Editorial do Vermelho
Fatos como a ordem de prisão imediata contra o ex-presidente da Bolívia Evo Morales e a denúncia de um procurador do Ministério Público Federal (MPF) em Brasília contra o presidente da Ordem dos Advogados do Brasil (OAB), Felipe Santa Cruz, por suposta calúnia ao ministro da Justiça, Sérgio Moro, são episódios que atestam a gravidade da ofensiva da extrema direita na região. São subprodutos da cadeia de golpes que engolfou o Brasil e levou à fraude do impeachment da ex-presidenta Dilma Rousseff em 2016.
Em graus diferentes, os atentados às instituições democráticas têm sido a base para os golpistas formar o seu arcabouço político. Mesmo na Argentina, onde não aconteceu um processo demarcado por essa nova modalidade golpista que se espalhou na região quando o neoliberal Maurício Macri substituiu Cristina Kirchner na Presidência da República, houve a prática de instrumentalizar setores do Judiciário para fazer perseguição política.
O caso mais violento é o da Bolívia. A coincidência de ter havido o golpe ao mesmo tempo em que ocorriam rebeliões populares quase simultaneamente no Equador, no Chile e na Colômbia mostrou o contraste entre os dois projetos fundamentais que disputam a região. Enquanto o povo nas ruas protestava contra os efeitos do neoliberalismo neocolonial, os golpistas assumiam dispostos a impor o seu projeto à base de forte repressão.

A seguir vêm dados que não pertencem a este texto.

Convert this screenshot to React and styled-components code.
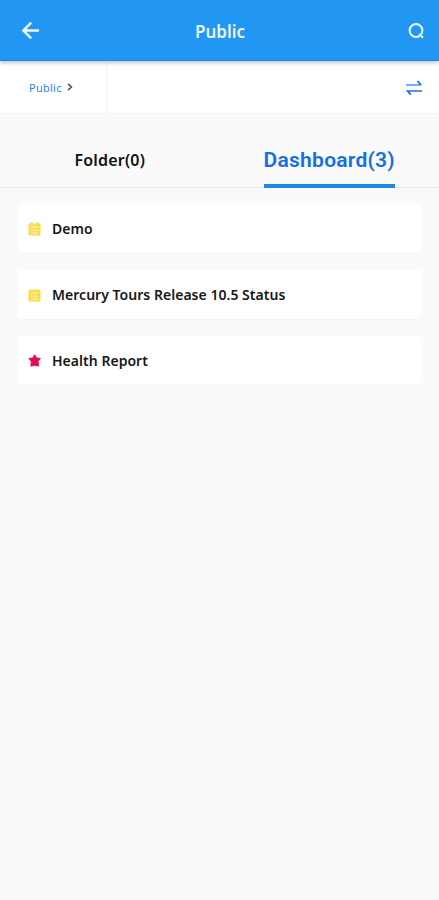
import React from "react";
import styled, { createGlobalStyle } from "styled-components";

const GlobalStyle = createGlobalStyle`
  * {
    box-sizing: border-box;
  }
  body {
    margin: 0;
    background: #fafafa;
  }
`;
const Screen = styled.div`
  display: flex;
  flex-direction: column;
  width: 100%;
  height: 900px;
  overflow: hidden;
  background: #fafafa;
  font-family: "Noto Sans", "Open Sans", sans-serif;
`;
const Header = styled.header`
  display: grid;
  grid-template-columns: 60px 1fr 60px;
  align-items: center;
  height: 61px;
  flex: none;
  z-index: 1;
  background: #2196f3;
  border-bottom: 1px solid #1589e4;
  box-shadow: 0 2px 4px rgba(0, 0, 0, 0.24);
`;
const IconButton = styled.button`
  display: flex;
  justify-content: ${({ $end }) => ($end ? "flex-end" : "flex-start")};
  padding: ${({ $end }) => ($end ? "1px 14px 0 0" : "0 0 0 20px")};
  border: 0;
  background: none;
  color: #e9f6ff;
`;
const Title = styled.h1`
  margin: 4px 0 0 1px;
  text-align: center;
  font-size: 17px;
  font-weight: 600;
  line-height: 24px;
  color: #e9f6ff;
`;
const Breadcrumb = styled.nav`
  display: flex;
  height: 53px;
  flex: none;
  background: #fff;
  border-bottom: 1px solid #f5f5f5;
`;
const Crumb = styled.div`
  display: flex;
  align-items: center;
  gap: 5px;
  width: 107px;
  padding-left: 29px;
  border-right: 1px solid #f5f5f5;
  color: #2488f5;
  font-size: 11px;
  letter-spacing: 0.25px;
`;
const SwapButton = styled(IconButton)`
  align-items: center;
  justify-content: flex-start;
  width: 47px;
  margin-left: auto;
  padding: 2px 0 0 12px;
  border-left: 1px solid #fcfcfc;
  color: #1f6fe0;
`;
const Tabs = styled.div`
  display: grid;
  grid-template-columns: 1fr 1fr;
  justify-items: center;
  height: 74px;
  flex: none;
  border-bottom: 1px solid #e9e9e9;
`;
const Tab = styled.div`
  display: flex;
  align-items: center;
  height: 74px;
  padding-top: 18px;
  font-size: 16px;
  font-weight: 600;
  letter-spacing: 0.2px;
  color: #111;
`;
const ActiveTab = styled(Tab)`
  border-bottom: 4px solid #1e88e5;
  padding-top: 22px;
  font-family: Roboto, sans-serif;
  font-size: 21px;
  font-weight: 600;
  letter-spacing: 0.25px;
  color: #116fe8;
`;
const List = styled.div`
  display: flex;
  flex-direction: column;
  gap: 17px;
  padding: 16px 18px;
`;
const Card = styled.div`
  display: flex;
  align-items: center;
  gap: 11px;
  height: 49px;
  padding-left: 10px;
  border-radius: 2px;
  background: #fff;
  box-shadow: 0 1px 1px rgba(0, 0, 0, 0.02);
`;
const Name = styled.span`
  font-size: 14px;
  font-weight: 600;
  line-height: 20px;
  letter-spacing: 0.03px;
  color: #171717;
`;

const BackIcon = () => (
  <svg width="20" height="20" viewBox="0 0 20 20" fill="none" stroke="currentColor" strokeWidth="2.5">
    <path d="M19 10.5H3.5M11.2 2.6L3.3 10.5l7.9 7.9" />
  </svg>
);

const SearchIcon = () => (
  <svg width="18" height="18" viewBox="0 0 18 18" fill="none" stroke="currentColor" strokeWidth="2">
    <circle cx="9" cy="8.5" r="6.4" />
    <path d="M12.2 11.9l3.8 3.8" />
  </svg>
);

const ChevronIcon = () => (
  <svg width="6" height="8" viewBox="0 0 6 8" fill="none" stroke="#555" strokeWidth="1.6">
    <path d="M1 0.8L4.4 4 1 7.2" />
  </svg>
);

const SwapIcon = () => (
  <svg width="18" height="16" viewBox="0 0 18 16" fill="none" stroke="currentColor" strokeWidth="1.7">
    <path d="M1 5h14" stroke="#7eadf4" strokeWidth="2" />
    <path d="M12.4 1.2L16.2 5.1M17 11H2.6l3.2 3.6" />
  </svg>
);

const BoardIcon = ({ pins }) => (
  <svg width="13" height="14" viewBox="0 0 13 14">
    <rect x="0.5" y="1.5" width="12" height="12" rx="1.2" fill="#fbdc4e" />
    <path d="M3 5h7M3 8.2h7M3 11h7" stroke="#fff5c5" strokeWidth="1.1" />
    {pins && <path d="M3.5 0v3M9.5 0v3" stroke="#fbdc4e" strokeWidth="1.8" />}
  </svg>
);

const StarIcon = () => (
  <svg width="13" height="14" viewBox="0 0 13 14">
    <path
      d="M6.7 0.8l1.7 3.1 4 .6-2.3 2.9.4 4.7-3.8-.8-3.8.8.4-4.7L.9 4.5l4.1-.6z"
      fill="#e20d50"
      stroke="#e20d50"
      strokeLinejoin="round"
    />
  </svg>
);

const DashboardRow = ({ icon, name }) => {
  return (
    <Card>
      {icon}
      <Name>{name}</Name>
    </Card>
  );
};

const App = () => {
  return (
    <Screen>
      <GlobalStyle />
      <Header>
        <IconButton aria-label="Back">
          <BackIcon />
        </IconButton>
        <Title>Public</Title>
        <IconButton $end aria-label="Search">
          <SearchIcon />
        </IconButton>
      </Header>
      <Breadcrumb>
        <Crumb>
          Public
          <ChevronIcon />
        </Crumb>
        <SwapButton aria-label="Switch">
          <SwapIcon />
        </SwapButton>
      </Breadcrumb>
      <Tabs>
        <Tab>Folder(0)</Tab>
        <ActiveTab>Dashboard(3)</ActiveTab>
      </Tabs>
      <List>
        <DashboardRow icon={<BoardIcon pins />} name="Demo" />
        <DashboardRow icon={<BoardIcon />} name="Mercury Tours Release 10.5 Status" />
        <DashboardRow icon={<StarIcon />} name="Health Report" />
      </List>
    </Screen>
  );
};

export default App;
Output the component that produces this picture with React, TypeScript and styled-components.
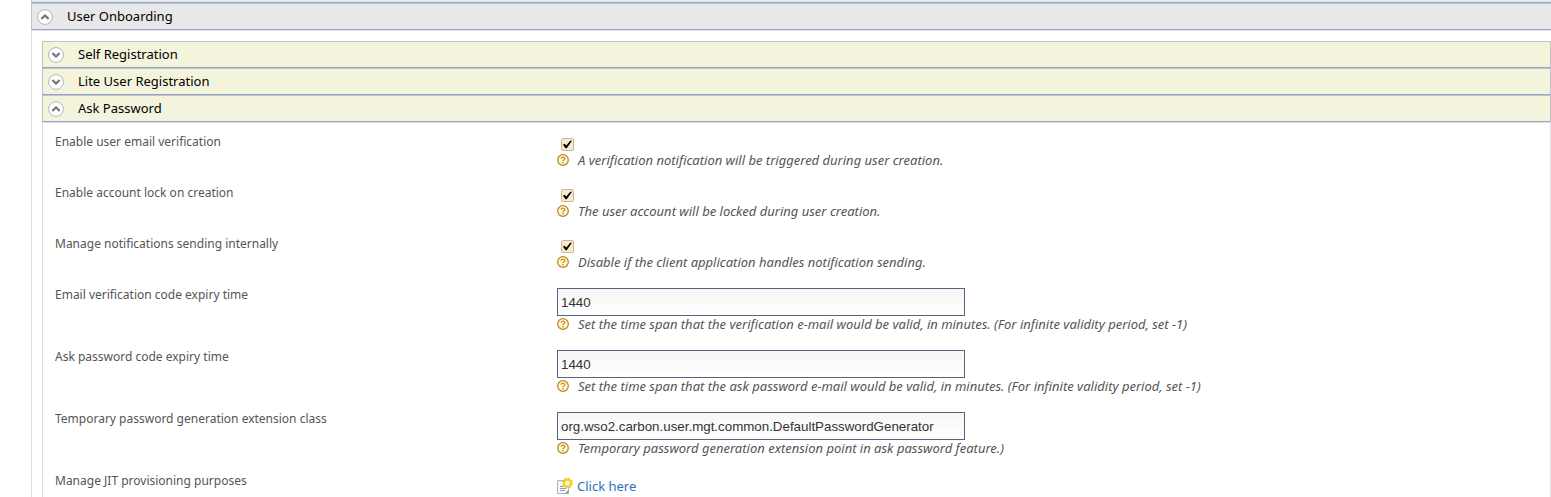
import React, { useId } from "react";
import styled, { createGlobalStyle } from "styled-components";

const Global = createGlobalStyle`
  *, *::before, *::after { box-sizing: border-box; }
  body {
    margin: 0;
    background: #fff;
    color: #555;
    font-family: "Noto Sans", sans-serif;
    font-size: 13px;
    line-height: 16px;
    overflow-x: hidden;
  }
`;

const Page = styled.main`
  margin-left: 31px;
`;

const PreviousSection = styled.div`
  height: 3px;
  background: #e8e8e8;
  border-left: 1px solid #bcc0c6;
  border-bottom: 1px solid #8faad2;
`;

const Heading = styled.h2<{ $nested?: boolean }>`
  margin: 0;
  background: ${(p) => (p.$nested ? "#f4f4dc" : "#e8e8e8")};
  border: 1px solid #c0c3c7;
  border-right-width: ${(p) => (p.$nested ? "1px" : "0")};
  border-bottom-color: #94a5c5;
  font-size: 13px;
  font-weight: 400;
`;

const Toggle = styled.button`
  display: flex;
  align-items: center;
  gap: 14px;
  width: 100%;
  height: 25px;
  padding: 0 5px;
  border: 0;
  background: none;
  color: #000;
  font: inherit;
  line-height: 18px;
  text-align: left;
  cursor: pointer;
`;

const Title = styled.span`
  padding-bottom: 2px;
`;

const SectionBody = styled.div`
  border-left: 1px solid #e0e0e0;
  border-top: 1px solid #e0e0e0;
  padding: 10px 0 0 10px;
`;

const Form = styled.form`
  display: flex;
  flex-direction: column;
  gap: 16px;
  padding: 10px 1px 16px 12px;
  border: 1px solid #e0e0e0;
  border-bottom: 0;
`;

const Row = styled.div`
  display: grid;
  grid-template-columns: 1fr 2fr;
  column-gap: 6px;
`;

const Label = styled.label`
  font-size: 12px;
  line-height: 18px;
`;

const Control = styled.div`
  display: flex;
  flex-direction: column;
  align-items: flex-start;
`;

const Checkbox = styled.input`
  appearance: none;
  display: grid;
  place-items: center;
  width: 13px;
  height: 13px;
  margin: 5px 4px 1px;
  border: 1px solid #c8b898;
  border-radius: 2px;
  background: #fbebcd;

  &:checked::before {
    content: "";
    width: 9px;
    height: 9px;
    background: #000;
    clip-path: polygon(0 52%, 18% 42%, 36% 62%, 80% 8%, 100% 8%, 42% 92%, 28% 92%);
  }
`;

const TextBox = styled.input`
  width: 408px;
  max-width: 100%;
  height: 28px;
  margin-top: 2px;
  padding: 0 3px;
  border: 1px solid #55657f;
  border-radius: 0;
  background: linear-gradient(#f6f6f6, #fff);
  color: #333;
  font-family: "Liberation Sans", sans-serif;
`;

const Hint = styled.p`
  display: flex;
  align-items: center;
  gap: 9px;
  margin: 0;
  font-style: italic;
`;

const AddLink = styled.a`
  display: flex;
  align-items: center;
  gap: 4px;
  margin-top: 6px;
  color: #2a72b8;
  text-decoration: none;
`;

function Chevron({ open }: { open: boolean }) {
  return (
    <svg width="16" height="16" viewBox="0 0 16 16" fill="none" aria-hidden="true">
      <circle cx="8" cy="8" r="7.4" fill="#fff" stroke="#b4b4b4" />
      <path d={open ? "M4.4 9.9 8 6.5l3.6 3.4" : "M4.4 6.1 8 9.500l3.600-3.400"} stroke="#757575" strokeWidth="2.200" />
    </svg>
  );
}

function HelpIcon() {
  return (
    <svg width="12" height="12" viewBox="0 0 12 12" fill="none" aria-hidden="true">
      <circle cx="6" cy="6" r="5.3" fill="#fffbe0" stroke="#b98a20" strokeWidth="1.3" />
      <path d="M4.2 4.7C4.2 2.6 7.8 2.6 7.8 4.6 7.8 5.8 6 5.8 6 7.2" stroke="#e08a1c" strokeWidth="1.4" />
      <path d="M6 8.1v1.4" stroke="#e08a1c" strokeWidth="1.5" />
    </svg>
  );
}

function AddPageIcon() {
  return (
    <svg width="16" height="16" viewBox="0 0 16 16" fill="none" aria-hidden="true">
      <path d="M.5 2.5h11v13H.5z" fill="#f4f6f8" stroke="#b2b5b8" />
      <path d="M8 15.5l3.5-3.5v3.5z" fill="#8c9196" />
      <path d="M3 8.5h4M3 10.500h6M3 12.500h5" stroke="#7fa3c4" />
      <circle cx="10.500" cy="5" r="4.700" stroke="#f2cf0c" strokeWidth="1.600" strokeDasharray="1.846 1.846" />
      <circle cx="10.500" cy="5" r="3.500" fill="#f4f2e2" stroke="#f2cf0c" strokeWidth="1.900" />
    </svg>
  );
}

function SectionHeading({ title, open = false, nested }: { title: string; open?: boolean; nested?: boolean }) {
  return (
    <Heading as={nested ? "h3" : "h2"} $nested={nested}>
      <Toggle type="button" aria-expanded={open}>
        <Chevron open={open} />
        <Title>{title}</Title>
      </Toggle>
    </Heading>
  );
}

function Field({ label, hint, value }: { label: string; hint: string; value?: string }) {
  const id = useId();
  return (
    <Row>
      <Label htmlFor={id}>{label}</Label>
      <Control>
        {value === undefined ? (
          <Checkbox id={id} type="checkbox" defaultChecked />
        ) : (
          <TextBox id={id} type="text" defaultValue={value} />
        )}
        <Hint>
          <HelpIcon />
          {hint}
        </Hint>
      </Control>
    </Row>
  );
}

const fields = [
  { label: "Enable user email verification", hint: "A verification notification will be triggered during user creation." },
  { label: "Enable account lock on creation", hint: "The user account will be locked during user creation." },
  { label: "Manage notifications sending internally", hint: "Disable if the client application handles notification sending." },
  {
    label: "Email verification code expiry time",
    value: "1440",
    hint: "Set the time span that the verification e-mail would be valid, in minutes. (For infinite validity period, set -1)",
  },
  {
    label: "Ask password code expiry time",
    value: "1440",
    hint: "Set the time span that the ask password e-mail would be valid, in minutes. (For infinite validity period, set -1)",
  },
  {
    label: "Temporary password generation extension class",
    value: "org.wso2.carbon.user.mgt.common.DefaultPasswordGenerator",
    hint: "Temporary password generation extension point in ask password feature.)",
  },
];

export default function App() {
  return (
    <>
      <Global />
      <Page>
        <PreviousSection />
        <SectionHeading title="User Onboarding" open />
        <SectionBody>
          <SectionHeading title="Self Registration" nested />
          <SectionHeading title="Lite User Registration" nested />
          <SectionHeading title="Ask Password" nested open />
          <Form>
            {fields.map((f) => (
              <Field key={f.label} {...f} />
            ))}
            <Row>
              <Label as="span">Manage JIT provisioning purposes</Label>
              <Control>
                <AddLink href="#purposes">
                  <AddPageIcon />
                  Click here
                </AddLink>
              </Control>
            </Row>
          </Form>
        </SectionBody>
      </Page>
    </>
  );
}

No Brasil, esse projeto avança celeremente. A forma autoritária como Moro se manifestou sobre a denúncia do procurador é uma boa medida dessa escalada. Ao acusar Felipe Santa Cruz de militante político-partidário, o ministro deu razão aos que veem em suas posturas uma conduta marcada pela ideologia de extrema direita.
Ele demonstrou intransigência e intolerância, procedimentos incompatíveis com as prerrogativas de quem está investido de um alto poder na República, regido pelo Estado Democrático de Direito. Segundo a assessoria de Moro, ele espera “que a Justiça seja feita e que a ação por calúnia demova o presidente da OAB de persistir com ofensas gratuitas às autoridades públicas”.
Não há mediação nessa afirmação. É um claro expediente de intimidação, com conotação de ameaça. Como bem caracterizou a defesa de Santa Cruz, “tal postura (do MPF) é um atentado à liberdade de expressão, de crítica, e fragiliza o ambiente democrático”.
Essas atitudes – do procurador e de Moro – devem ser vistas com preocupação. Elas estão inseridas no rol de objetivos do conjunto de medidas que o ministro da Justiça e o presidente Jair Bolsonaro tentam implementar para amordaçar os que defendem o pleno exercícios dos diretos democráticos.
São atitudes típicas da ideologia do Estado de exceção, condizentes com os propósitos anunciados quando o grupo bolsonarista se constituiu como projeto de poder. Eles estão dando consecução a esse projeto, construindo a estrutura do programa de governo da modalidade de golpes do projeto neoliberal e neocolonial que chegou à região.
A Operação Lava Jato, que tem sido o esteio da travessia do golpe à sustentação desse projeto de poder, exportou suas práticas para países vizinhos e no Brasil segue praticando arbitrariedades, como se viu no recente episódio envolvendo o filho do ex-presidente Luiz Inácio Lula da Silva, Fábio Luís Lula da Silva. São evidências de que a luta democrática precisa, urgentemente, reunir forças para enfrentar a escalada autoritária.